Evaluation of Predictive Models for Air Quality Index Prediction in an Indian Urban Area
Keywords:
Air Pollution, Air Quality Index, Air Quality Prediction, Machine Learning Models, Random Forest, Linear RegressionAbstract
With rapid urbanization, the air quality standards for cities have deteriorated due to increased emissions. this increased addition of pollutants in the atmosphere severely affects city life. To identify ambient air quality in a city, an air quality index (AQI) number is provided by CAAQMS situated in those cities. This study delves deeper into predicting AQI using machine learning-based models. In this study, the primary data was collected from CPCB for Gorakhpur City Uttar Pradesh, India.

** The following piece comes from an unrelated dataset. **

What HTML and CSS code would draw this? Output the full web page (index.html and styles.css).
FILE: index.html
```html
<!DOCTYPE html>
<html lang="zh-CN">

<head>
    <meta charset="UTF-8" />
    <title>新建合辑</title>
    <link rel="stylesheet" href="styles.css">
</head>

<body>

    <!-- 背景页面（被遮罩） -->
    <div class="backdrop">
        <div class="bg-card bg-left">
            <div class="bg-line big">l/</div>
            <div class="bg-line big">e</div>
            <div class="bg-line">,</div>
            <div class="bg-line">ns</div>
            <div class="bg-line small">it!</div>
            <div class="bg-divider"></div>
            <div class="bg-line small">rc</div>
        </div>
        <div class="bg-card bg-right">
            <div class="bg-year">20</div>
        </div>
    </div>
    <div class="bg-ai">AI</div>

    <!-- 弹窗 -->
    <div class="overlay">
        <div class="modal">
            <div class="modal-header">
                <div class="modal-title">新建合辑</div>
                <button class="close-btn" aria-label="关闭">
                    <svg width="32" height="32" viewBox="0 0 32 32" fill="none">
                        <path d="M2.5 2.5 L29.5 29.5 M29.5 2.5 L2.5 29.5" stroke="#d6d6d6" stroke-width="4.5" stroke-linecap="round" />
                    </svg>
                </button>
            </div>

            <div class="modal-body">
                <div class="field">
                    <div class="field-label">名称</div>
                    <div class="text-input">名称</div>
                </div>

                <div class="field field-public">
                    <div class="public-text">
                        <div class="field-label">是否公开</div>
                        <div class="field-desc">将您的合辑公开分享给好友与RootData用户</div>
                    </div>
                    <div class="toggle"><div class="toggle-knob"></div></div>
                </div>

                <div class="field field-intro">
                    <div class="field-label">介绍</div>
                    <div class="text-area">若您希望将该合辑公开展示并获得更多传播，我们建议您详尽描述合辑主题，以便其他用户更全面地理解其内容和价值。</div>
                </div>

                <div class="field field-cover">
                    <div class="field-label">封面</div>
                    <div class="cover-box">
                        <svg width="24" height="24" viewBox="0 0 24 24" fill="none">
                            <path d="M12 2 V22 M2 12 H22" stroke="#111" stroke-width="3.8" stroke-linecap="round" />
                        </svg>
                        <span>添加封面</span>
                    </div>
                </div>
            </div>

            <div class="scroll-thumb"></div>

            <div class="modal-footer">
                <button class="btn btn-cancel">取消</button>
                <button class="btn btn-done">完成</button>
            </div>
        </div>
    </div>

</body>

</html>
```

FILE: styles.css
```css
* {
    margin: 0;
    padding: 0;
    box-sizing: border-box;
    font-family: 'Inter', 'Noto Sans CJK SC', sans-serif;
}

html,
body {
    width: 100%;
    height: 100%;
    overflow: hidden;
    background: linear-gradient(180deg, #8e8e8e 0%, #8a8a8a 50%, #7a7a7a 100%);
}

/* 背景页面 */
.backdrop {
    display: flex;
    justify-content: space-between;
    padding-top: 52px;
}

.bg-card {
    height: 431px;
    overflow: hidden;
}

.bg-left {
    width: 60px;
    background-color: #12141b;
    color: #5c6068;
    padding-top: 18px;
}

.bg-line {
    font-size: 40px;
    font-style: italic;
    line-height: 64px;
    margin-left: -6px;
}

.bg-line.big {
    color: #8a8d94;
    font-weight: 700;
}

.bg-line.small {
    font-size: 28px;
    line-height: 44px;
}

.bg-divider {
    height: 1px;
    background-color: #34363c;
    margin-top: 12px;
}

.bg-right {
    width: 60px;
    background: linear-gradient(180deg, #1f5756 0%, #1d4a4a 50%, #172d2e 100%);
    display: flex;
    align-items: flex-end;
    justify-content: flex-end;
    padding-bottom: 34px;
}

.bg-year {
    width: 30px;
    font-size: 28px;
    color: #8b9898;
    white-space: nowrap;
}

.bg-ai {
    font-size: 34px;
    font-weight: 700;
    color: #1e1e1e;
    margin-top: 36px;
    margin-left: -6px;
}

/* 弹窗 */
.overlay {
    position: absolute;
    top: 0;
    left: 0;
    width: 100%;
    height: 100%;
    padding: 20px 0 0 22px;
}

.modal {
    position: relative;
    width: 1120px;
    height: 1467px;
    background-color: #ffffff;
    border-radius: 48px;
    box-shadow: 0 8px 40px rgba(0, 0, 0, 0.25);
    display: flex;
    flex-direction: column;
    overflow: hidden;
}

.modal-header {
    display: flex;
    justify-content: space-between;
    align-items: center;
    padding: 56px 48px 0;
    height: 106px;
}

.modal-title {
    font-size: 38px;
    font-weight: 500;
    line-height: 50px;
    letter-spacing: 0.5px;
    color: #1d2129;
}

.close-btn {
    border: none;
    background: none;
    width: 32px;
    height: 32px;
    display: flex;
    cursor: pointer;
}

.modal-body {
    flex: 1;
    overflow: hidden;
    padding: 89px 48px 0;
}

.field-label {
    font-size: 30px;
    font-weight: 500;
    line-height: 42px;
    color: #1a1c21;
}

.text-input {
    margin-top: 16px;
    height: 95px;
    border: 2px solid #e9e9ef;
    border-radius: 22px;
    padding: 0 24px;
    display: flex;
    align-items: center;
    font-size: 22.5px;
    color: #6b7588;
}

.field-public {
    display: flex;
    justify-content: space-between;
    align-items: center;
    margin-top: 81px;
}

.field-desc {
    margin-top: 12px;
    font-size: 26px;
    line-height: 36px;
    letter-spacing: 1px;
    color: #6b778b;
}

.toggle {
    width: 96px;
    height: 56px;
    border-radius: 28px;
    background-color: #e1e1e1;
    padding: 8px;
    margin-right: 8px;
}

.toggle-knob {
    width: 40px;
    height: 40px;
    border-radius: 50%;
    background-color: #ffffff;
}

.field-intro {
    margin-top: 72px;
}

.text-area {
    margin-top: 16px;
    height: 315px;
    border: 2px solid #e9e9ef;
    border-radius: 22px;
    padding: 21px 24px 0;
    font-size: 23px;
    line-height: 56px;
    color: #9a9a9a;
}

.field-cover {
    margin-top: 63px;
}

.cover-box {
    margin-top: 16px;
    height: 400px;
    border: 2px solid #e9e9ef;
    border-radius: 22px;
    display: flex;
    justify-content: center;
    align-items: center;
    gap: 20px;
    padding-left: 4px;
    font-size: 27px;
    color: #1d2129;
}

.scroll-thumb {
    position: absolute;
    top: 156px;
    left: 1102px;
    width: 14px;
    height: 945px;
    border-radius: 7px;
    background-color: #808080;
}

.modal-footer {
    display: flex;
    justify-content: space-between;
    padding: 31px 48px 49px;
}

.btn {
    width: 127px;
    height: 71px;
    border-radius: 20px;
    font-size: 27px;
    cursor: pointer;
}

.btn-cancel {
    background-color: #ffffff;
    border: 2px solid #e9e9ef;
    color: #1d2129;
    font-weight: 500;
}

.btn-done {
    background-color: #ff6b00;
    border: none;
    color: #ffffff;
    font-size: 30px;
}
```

Particulate matter (PM10 and PM2.5), SO2, and NO2 were considered as the primary AQI pollutant parameters. This study develops a statistical comparative analysis of two different machine learning models vis a vis linear regression and Random Forest for predicting this AQI. The evaluation metrics used for validating and evaluating the prediction accuracies of models were MAE. MSE. RMSE and R2. Also, it includes statistical metrics such as T-statistics, 95% Confidence intervals, and p-values, for determining the significant difference between the models developed. the value of the R2 matrix for Random Forest (0.99895) was significantly more than the R2 value for Linear Regression (0.91848), indicating high accuracy and low variance of Random Forest in predicting AQI. Also, the Random Forest displayed a higher degree of accuracy than the Linear Regression, as indicated by the higher values of MAE, MSE, and RMSE for the latter. Statistically significant differences between Random Forest and Linear Regression were demonstrated by the t-statistics, p-values, and confidence intervals calculated for MAE, MSE, RMSE, and R2. 95% confidence intervals calculated for all evaluation metrics indicate the higher performance of Random Forest over the Linear Regression model.